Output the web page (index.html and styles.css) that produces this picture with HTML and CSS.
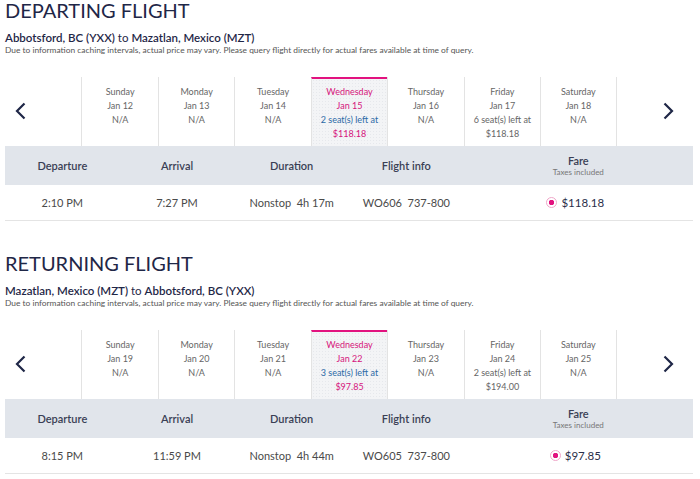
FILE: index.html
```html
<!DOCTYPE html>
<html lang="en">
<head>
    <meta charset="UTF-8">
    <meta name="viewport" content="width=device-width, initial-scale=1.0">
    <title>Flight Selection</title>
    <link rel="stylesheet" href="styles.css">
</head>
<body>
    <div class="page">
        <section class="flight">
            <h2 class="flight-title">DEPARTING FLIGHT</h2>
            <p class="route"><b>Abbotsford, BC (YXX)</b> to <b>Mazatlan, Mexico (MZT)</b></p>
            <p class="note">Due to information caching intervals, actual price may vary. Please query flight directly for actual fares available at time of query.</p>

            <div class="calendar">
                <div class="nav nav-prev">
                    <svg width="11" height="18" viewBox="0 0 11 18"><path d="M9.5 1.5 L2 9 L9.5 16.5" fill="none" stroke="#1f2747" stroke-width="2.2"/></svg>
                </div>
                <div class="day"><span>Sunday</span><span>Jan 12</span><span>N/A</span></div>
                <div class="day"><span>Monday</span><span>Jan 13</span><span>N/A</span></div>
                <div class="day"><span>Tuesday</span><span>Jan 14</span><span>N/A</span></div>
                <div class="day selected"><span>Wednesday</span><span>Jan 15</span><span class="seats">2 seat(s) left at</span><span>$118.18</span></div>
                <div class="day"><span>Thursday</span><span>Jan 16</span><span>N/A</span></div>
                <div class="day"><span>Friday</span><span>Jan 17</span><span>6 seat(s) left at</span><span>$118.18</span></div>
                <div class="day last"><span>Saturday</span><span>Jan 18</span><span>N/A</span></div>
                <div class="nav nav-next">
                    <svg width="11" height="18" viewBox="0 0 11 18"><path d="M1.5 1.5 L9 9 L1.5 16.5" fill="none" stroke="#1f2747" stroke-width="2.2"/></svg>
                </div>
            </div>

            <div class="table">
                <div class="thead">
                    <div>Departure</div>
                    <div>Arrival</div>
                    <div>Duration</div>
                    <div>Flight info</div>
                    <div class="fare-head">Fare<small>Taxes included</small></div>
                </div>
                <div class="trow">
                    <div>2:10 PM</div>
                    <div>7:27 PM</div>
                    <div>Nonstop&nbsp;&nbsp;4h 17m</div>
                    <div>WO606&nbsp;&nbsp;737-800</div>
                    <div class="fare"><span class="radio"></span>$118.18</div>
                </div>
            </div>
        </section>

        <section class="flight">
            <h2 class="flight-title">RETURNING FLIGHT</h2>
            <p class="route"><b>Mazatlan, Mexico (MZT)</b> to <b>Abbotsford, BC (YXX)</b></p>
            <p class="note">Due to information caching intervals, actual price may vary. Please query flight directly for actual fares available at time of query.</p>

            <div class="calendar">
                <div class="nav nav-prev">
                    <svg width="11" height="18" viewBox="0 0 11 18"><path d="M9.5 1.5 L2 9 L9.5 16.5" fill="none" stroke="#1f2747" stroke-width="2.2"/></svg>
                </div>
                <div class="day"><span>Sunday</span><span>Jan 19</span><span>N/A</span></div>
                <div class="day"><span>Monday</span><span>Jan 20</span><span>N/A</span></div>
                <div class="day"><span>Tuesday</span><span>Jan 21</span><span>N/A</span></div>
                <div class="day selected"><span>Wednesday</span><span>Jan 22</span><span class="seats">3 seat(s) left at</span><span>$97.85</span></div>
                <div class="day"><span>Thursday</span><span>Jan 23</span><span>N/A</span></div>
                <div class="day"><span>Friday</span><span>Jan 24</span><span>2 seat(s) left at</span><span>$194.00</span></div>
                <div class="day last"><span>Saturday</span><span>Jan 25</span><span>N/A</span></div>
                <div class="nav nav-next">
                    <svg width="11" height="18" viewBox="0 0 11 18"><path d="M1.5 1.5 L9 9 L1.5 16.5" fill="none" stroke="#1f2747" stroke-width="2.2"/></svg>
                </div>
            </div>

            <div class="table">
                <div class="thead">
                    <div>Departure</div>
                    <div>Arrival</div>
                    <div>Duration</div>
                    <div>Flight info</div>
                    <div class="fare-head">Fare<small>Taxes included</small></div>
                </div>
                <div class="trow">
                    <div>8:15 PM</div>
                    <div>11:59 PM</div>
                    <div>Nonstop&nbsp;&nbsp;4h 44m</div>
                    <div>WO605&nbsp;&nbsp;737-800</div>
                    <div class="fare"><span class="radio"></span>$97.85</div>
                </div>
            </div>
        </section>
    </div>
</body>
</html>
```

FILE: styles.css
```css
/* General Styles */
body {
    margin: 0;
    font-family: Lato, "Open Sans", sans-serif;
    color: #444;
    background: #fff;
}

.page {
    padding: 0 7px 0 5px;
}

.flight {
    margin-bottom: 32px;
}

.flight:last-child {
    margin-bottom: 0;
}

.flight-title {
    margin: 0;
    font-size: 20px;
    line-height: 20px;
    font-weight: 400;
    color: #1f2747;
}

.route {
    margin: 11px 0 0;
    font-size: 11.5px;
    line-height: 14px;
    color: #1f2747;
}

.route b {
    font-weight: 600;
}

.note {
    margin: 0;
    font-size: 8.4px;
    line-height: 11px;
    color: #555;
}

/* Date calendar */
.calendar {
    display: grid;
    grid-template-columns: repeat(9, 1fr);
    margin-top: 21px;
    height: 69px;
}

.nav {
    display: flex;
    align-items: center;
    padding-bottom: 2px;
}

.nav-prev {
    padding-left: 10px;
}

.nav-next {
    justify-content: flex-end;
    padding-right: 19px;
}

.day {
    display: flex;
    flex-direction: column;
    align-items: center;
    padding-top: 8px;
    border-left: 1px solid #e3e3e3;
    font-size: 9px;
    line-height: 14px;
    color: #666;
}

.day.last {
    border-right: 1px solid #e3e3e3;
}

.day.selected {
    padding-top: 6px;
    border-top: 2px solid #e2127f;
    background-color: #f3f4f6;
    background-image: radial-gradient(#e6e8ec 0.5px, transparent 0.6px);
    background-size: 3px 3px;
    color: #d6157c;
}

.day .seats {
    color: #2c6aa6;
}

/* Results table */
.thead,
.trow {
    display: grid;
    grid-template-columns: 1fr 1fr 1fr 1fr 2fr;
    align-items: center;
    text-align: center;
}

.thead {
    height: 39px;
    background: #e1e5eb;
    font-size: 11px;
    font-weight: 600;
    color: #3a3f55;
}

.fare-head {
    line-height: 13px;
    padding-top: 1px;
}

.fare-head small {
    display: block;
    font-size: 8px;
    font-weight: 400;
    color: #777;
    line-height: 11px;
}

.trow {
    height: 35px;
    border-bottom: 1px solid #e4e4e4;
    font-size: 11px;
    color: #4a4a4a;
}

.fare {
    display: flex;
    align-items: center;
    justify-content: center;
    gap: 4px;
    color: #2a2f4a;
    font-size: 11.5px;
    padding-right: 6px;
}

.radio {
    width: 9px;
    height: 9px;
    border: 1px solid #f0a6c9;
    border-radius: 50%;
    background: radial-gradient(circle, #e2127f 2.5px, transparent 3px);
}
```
-- -- --
**WHAT IS EXPECTED**. In the copy, include no pictures; restate the listing above exactly.

**EXERCISE ANSWER**.
Output the web page (index.html and styles.css) that produces this picture with HTML and CSS.
FILE: index.html
```html
<!DOCTYPE html>
<html lang="en">
<head>
    <meta charset="UTF-8">
    <meta name="viewport" content="width=device-width, initial-scale=1.0">
    <title>Flight Selection</title>
    <link rel="stylesheet" href="styles.css">
</head>
<body>
    <div class="page">
        <section class="flight">
            <h2 class="flight-title">DEPARTING FLIGHT</h2>
            <p class="route"><b>Abbotsford, BC (YXX)</b> to <b>Mazatlan, Mexico (MZT)</b></p>
            <p class="note">Due to information caching intervals, actual price may vary. Please query flight directly for actual fares available at time of query.</p>

            <div class="calendar">
                <div class="nav nav-prev">
                    <svg width="11" height="18" viewBox="0 0 11 18"><path d="M9.5 1.5 L2 9 L9.5 16.5" fill="none" stroke="#1f2747" stroke-width="2.2"/></svg>
                </div>
                <div class="day"><span>Sunday</span><span>Jan 12</span><span>N/A</span></div>
                <div class="day"><span>Monday</span><span>Jan 13</span><span>N/A</span></div>
                <div class="day"><span>Tuesday</span><span>Jan 14</span><span>N/A</span></div>
                <div class="day selected"><span>Wednesday</span><span>Jan 15</span><span class="seats">2 seat(s) left at</span><span>$118.18</span></div>
                <div class="day"><span>Thursday</span><span>Jan 16</span><span>N/A</span></div>
                <div class="day"><span>Friday</span><span>Jan 17</span><span>6 seat(s) left at</span><span>$118.18</span></div>
                <div class="day last"><span>Saturday</span><span>Jan 18</span><span>N/A</span></div>
                <div class="nav nav-next">
                    <svg width="11" height="18" viewBox="0 0 11 18"><path d="M1.5 1.5 L9 9 L1.5 16.5" fill="none" stroke="#1f2747" stroke-width="2.2"/></svg>
                </div>
            </div>

            <div class="table">
                <div class="thead">
                    <div>Departure</div>
                    <div>Arrival</div>
                    <div>Duration</div>
                    <div>Flight info</div>
                    <div class="fare-head">Fare<small>Taxes included</small></div>
                </div>
                <div class="trow">
                    <div>2:10 PM</div>
                    <div>7:27 PM</div>
                    <div>Nonstop&nbsp;&nbsp;4h 17m</div>
                    <div>WO606&nbsp;&nbsp;737-800</div>
                    <div class="fare"><span class="radio"></span>$118.18</div>
                </div>
            </div>
        </section>

        <section class="flight">
            <h2 class="flight-title">RETURNING FLIGHT</h2>
            <p class="route"><b>Mazatlan, Mexico (MZT)</b> to <b>Abbotsford, BC (YXX)</b></p>
            <p class="note">Due to information caching intervals, actual price may vary. Please query flight directly for actual fares available at time of query.</p>

            <div class="calendar">
                <div class="nav nav-prev">
                    <svg width="11" height="18" viewBox="0 0 11 18"><path d="M9.5 1.5 L2 9 L9.5 16.5" fill="none" stroke="#1f2747" stroke-width="2.2"/></svg>
                </div>
                <div class="day"><span>Sunday</span><span>Jan 19</span><span>N/A</span></div>
                <div class="day"><span>Monday</span><span>Jan 20</span><span>N/A</span></div>
                <div class="day"><span>Tuesday</span><span>Jan 21</span><span>N/A</span></div>
                <div class="day selected"><span>Wednesday</span><span>Jan 22</span><span class="seats">3 seat(s) left at</span><span>$97.85</span></div>
                <div class="day"><span>Thursday</span><span>Jan 23</span><span>N/A</span></div>
                <div class="day"><span>Friday</span><span>Jan 24</span><span>2 seat(s) left at</span><span>$194.00</span></div>
                <div class="day last"><span>Saturday</span><span>Jan 25</span><span>N/A</span></div>
                <div class="nav nav-next">
                    <svg width="11" height="18" viewBox="0 0 11 18"><path d="M1.5 1.5 L9 9 L1.5 16.5" fill="none" stroke="#1f2747" stroke-width="2.2"/></svg>
                </div>
            </div>

            <div class="table">
                <div class="thead">
                    <div>Departure</div>
                    <div>Arrival</div>
                    <div>Duration</div>
                    <div>Flight info</div>
                    <div class="fare-head">Fare<small>Taxes included</small></div>
                </div>
                <div class="trow">
                    <div>8:15 PM</div>
                    <div>11:59 PM</div>
                    <div>Nonstop&nbsp;&nbsp;4h 44m</div>
                    <div>WO605&nbsp;&nbsp;737-800</div>
                    <div class="fare"><span class="radio"></span>$97.85</div>
                </div>
            </div>
        </section>
    </div>
</body>
</html>
```

FILE: styles.css
```css
/* General Styles */
body {
    margin: 0;
    font-family: Lato, "Open Sans", sans-serif;
    color: #444;
    background: #fff;
}

.page {
    padding: 0 7px 0 5px;
}

.flight {
    margin-bottom: 32px;
}

.flight:last-child {
    margin-bottom: 0;
}

.flight-title {
    margin: 0;
    font-size: 20px;
    line-height: 20px;
    font-weight: 400;
    color: #1f2747;
}

.route {
    margin: 11px 0 0;
    font-size: 11.5px;
    line-height: 14px;
    color: #1f2747;
}

.route b {
    font-weight: 600;
}

.note {
    margin: 0;
    font-size: 8.4px;
    line-height: 11px;
    color: #555;
}

/* Date calendar */
.calendar {
    display: grid;
    grid-template-columns: repeat(9, 1fr);
    margin-top: 21px;
    height: 69px;
}

.nav {
    display: flex;
    align-items: center;
    padding-bottom: 2px;
}

.nav-prev {
    padding-left: 10px;
}

.nav-next {
    justify-content: flex-end;
    padding-right: 19px;
}

.day {
    display: flex;
    flex-direction: column;
    align-items: center;
    padding-top: 8px;
    border-left: 1px solid #e3e3e3;
    font-size: 9px;
    line-height: 14px;
    color: #666;
}

.day.last {
    border-right: 1px solid #e3e3e3;
}

.day.selected {
    padding-top: 6px;
    border-top: 2px solid #e2127f;
    background-color: #f3f4f6;
    background-image: radial-gradient(#e6e8ec 0.5px, transparent 0.6px);
    background-size: 3px 3px;
    color: #d6157c;
}

.day .seats {
    color: #2c6aa6;
}

/* Results table */
.thead,
.trow {
    display: grid;
    grid-template-columns: 1fr 1fr 1fr 1fr 2fr;
    align-items: center;
    text-align: center;
}

.thead {
    height: 39px;
    background: #e1e5eb;
    font-size: 11px;
    font-weight: 600;
    color: #3a3f55;
}

.fare-head {
    line-height: 13px;
    padding-top: 1px;
}

.fare-head small {
    display: block;
    font-size: 8px;
    font-weight: 400;
    color: #777;
    line-height: 11px;
}

.trow {
    height: 35px;
    border-bottom: 1px solid #e4e4e4;
    font-size: 11px;
    color: #4a4a4a;
}

.fare {
    display: flex;
    align-items: center;
    justify-content: center;
    gap: 4px;
    color: #2a2f4a;
    font-size: 11.5px;
    padding-right: 6px;
}

.radio {
    width: 9px;
    height: 9px;
    border: 1px solid #f0a6c9;
    border-radius: 50%;
    background: radial-gradient(circle, #e2127f 2.5px, transparent 3px);
}
```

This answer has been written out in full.